**** Data provided ****
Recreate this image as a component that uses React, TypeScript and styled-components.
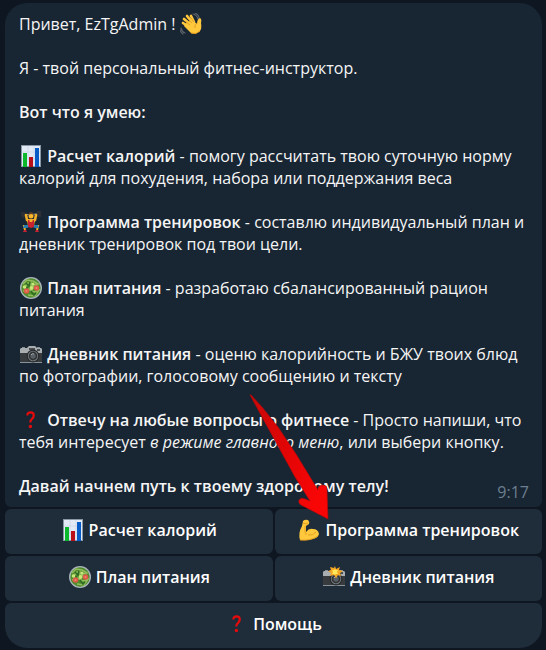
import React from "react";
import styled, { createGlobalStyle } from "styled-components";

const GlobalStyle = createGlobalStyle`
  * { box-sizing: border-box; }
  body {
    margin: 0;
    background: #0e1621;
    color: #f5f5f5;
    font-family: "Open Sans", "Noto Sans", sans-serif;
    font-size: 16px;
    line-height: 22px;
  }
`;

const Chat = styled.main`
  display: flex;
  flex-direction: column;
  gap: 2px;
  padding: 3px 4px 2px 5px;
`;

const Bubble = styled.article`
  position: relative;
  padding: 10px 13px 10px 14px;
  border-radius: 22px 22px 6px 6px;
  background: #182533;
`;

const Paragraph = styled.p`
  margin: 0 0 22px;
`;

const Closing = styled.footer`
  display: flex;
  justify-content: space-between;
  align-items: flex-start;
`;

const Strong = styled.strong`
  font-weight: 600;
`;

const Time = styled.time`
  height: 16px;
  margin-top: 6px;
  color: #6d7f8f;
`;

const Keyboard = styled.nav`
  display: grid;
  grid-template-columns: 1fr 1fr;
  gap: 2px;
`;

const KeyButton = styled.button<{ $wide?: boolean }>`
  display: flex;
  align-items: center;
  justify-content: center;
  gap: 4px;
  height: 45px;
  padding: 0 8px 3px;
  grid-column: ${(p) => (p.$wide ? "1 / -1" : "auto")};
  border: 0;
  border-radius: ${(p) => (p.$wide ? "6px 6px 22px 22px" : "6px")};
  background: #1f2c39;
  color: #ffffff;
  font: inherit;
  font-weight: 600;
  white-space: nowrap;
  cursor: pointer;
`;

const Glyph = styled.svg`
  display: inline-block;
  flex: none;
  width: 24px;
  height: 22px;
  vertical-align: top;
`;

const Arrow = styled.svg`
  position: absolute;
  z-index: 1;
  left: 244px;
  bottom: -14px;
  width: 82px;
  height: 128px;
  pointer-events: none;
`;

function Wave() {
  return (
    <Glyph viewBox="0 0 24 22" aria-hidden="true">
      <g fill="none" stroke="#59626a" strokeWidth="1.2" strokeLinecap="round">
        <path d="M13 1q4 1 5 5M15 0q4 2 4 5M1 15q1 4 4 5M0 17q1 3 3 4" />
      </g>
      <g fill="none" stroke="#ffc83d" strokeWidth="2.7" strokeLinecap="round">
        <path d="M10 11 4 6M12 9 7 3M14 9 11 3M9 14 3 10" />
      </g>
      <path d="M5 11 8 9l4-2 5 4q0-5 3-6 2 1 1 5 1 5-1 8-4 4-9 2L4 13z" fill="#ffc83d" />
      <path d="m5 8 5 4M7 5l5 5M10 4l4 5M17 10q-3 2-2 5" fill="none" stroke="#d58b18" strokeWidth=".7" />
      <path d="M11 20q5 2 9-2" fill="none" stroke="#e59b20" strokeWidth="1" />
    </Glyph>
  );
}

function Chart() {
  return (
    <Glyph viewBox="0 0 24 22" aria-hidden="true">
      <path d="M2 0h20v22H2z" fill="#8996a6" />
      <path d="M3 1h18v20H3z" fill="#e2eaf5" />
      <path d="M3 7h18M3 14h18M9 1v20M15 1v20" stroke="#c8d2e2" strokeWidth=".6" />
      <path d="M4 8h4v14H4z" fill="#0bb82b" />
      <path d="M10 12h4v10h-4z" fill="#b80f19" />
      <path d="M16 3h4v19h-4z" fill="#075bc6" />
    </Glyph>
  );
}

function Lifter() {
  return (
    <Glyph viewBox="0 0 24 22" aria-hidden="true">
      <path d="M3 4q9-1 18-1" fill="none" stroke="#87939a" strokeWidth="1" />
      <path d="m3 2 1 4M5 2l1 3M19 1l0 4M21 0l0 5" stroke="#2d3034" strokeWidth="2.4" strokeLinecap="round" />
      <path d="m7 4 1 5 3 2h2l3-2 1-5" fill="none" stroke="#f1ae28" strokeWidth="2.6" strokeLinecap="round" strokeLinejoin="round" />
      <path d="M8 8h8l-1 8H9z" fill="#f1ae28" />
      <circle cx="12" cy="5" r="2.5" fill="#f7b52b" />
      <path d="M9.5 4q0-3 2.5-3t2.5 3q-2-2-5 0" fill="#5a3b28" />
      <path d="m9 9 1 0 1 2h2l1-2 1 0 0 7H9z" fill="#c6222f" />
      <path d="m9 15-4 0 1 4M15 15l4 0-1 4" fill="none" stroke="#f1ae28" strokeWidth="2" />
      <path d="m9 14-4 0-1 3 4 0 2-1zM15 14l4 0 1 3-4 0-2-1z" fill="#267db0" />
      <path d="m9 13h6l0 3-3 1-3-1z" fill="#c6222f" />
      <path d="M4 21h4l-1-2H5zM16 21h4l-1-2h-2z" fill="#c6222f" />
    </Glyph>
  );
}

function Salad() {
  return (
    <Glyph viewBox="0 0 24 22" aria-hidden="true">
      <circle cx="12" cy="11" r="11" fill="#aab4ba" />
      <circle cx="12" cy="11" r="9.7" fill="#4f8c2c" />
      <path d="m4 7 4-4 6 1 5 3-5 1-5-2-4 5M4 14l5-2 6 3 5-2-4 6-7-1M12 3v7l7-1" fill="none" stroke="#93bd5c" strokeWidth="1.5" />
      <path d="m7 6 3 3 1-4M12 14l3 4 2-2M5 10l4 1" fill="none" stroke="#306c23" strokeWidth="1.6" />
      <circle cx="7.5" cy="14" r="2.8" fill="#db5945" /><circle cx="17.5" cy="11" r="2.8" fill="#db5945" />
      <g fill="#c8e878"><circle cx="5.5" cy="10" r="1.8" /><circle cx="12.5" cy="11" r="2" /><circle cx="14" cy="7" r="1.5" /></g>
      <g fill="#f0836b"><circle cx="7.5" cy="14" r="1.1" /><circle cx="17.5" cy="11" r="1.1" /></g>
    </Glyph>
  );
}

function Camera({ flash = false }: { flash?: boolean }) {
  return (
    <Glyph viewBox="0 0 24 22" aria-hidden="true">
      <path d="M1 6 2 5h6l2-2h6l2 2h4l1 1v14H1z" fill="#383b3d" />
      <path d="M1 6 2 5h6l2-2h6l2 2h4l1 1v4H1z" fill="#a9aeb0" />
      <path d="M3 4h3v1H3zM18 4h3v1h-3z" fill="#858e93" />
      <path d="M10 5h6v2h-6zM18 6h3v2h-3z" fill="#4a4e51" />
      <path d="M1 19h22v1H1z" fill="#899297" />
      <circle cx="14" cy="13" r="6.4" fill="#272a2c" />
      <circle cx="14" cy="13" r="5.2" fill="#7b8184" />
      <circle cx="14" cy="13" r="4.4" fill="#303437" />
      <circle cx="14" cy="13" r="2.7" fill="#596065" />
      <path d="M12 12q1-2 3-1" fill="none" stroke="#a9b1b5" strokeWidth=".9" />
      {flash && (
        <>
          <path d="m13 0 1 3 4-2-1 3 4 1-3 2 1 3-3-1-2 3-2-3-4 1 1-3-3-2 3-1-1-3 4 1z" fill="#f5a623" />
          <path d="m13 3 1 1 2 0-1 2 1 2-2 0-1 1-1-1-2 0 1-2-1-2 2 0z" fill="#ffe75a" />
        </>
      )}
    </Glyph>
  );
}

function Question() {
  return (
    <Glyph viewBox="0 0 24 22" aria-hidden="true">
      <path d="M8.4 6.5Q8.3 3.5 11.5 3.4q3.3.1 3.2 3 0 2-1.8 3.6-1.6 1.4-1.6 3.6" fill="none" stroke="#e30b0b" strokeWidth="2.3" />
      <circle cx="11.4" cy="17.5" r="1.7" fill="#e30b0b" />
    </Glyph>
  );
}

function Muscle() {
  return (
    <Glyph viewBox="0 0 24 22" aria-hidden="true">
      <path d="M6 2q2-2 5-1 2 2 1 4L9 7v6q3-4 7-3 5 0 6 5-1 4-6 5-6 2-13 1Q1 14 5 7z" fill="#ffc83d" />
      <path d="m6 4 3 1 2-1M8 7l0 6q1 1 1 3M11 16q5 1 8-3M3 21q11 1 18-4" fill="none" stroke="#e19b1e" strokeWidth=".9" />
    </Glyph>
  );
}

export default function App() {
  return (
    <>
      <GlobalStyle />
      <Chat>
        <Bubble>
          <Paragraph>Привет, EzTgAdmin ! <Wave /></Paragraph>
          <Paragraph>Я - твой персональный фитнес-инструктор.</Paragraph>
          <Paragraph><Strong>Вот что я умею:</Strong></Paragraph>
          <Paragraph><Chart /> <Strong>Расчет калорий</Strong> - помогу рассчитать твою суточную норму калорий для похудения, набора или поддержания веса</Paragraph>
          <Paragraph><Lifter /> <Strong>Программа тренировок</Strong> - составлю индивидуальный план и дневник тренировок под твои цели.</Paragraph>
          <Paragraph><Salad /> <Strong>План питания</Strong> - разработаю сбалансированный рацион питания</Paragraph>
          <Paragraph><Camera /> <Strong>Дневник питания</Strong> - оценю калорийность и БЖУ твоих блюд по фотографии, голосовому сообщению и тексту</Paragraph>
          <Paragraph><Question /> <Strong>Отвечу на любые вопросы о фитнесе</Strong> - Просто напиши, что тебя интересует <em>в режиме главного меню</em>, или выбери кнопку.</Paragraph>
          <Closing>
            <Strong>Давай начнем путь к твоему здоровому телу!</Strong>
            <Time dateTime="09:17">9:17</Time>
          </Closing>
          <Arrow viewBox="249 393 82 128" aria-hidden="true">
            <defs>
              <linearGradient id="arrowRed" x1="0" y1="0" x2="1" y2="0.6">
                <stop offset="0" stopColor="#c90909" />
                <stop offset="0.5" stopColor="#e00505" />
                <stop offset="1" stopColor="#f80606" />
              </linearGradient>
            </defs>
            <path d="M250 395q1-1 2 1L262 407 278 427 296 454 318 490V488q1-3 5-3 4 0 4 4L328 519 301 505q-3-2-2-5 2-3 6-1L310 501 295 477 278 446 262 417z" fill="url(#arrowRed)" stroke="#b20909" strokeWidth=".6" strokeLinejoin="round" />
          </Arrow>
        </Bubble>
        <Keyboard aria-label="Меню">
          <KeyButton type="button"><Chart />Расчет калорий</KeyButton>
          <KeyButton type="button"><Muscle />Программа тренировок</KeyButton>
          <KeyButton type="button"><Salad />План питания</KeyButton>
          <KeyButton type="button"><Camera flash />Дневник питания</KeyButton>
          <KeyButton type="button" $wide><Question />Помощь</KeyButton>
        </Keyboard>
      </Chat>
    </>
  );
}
****
## Given request:
Select and copy every line of the material that holds the string "components".

## Solved exercise:
Recreate this image as a component that uses React, TypeScript and styled-components.
import styled, { createGlobalStyle } from "styled-components";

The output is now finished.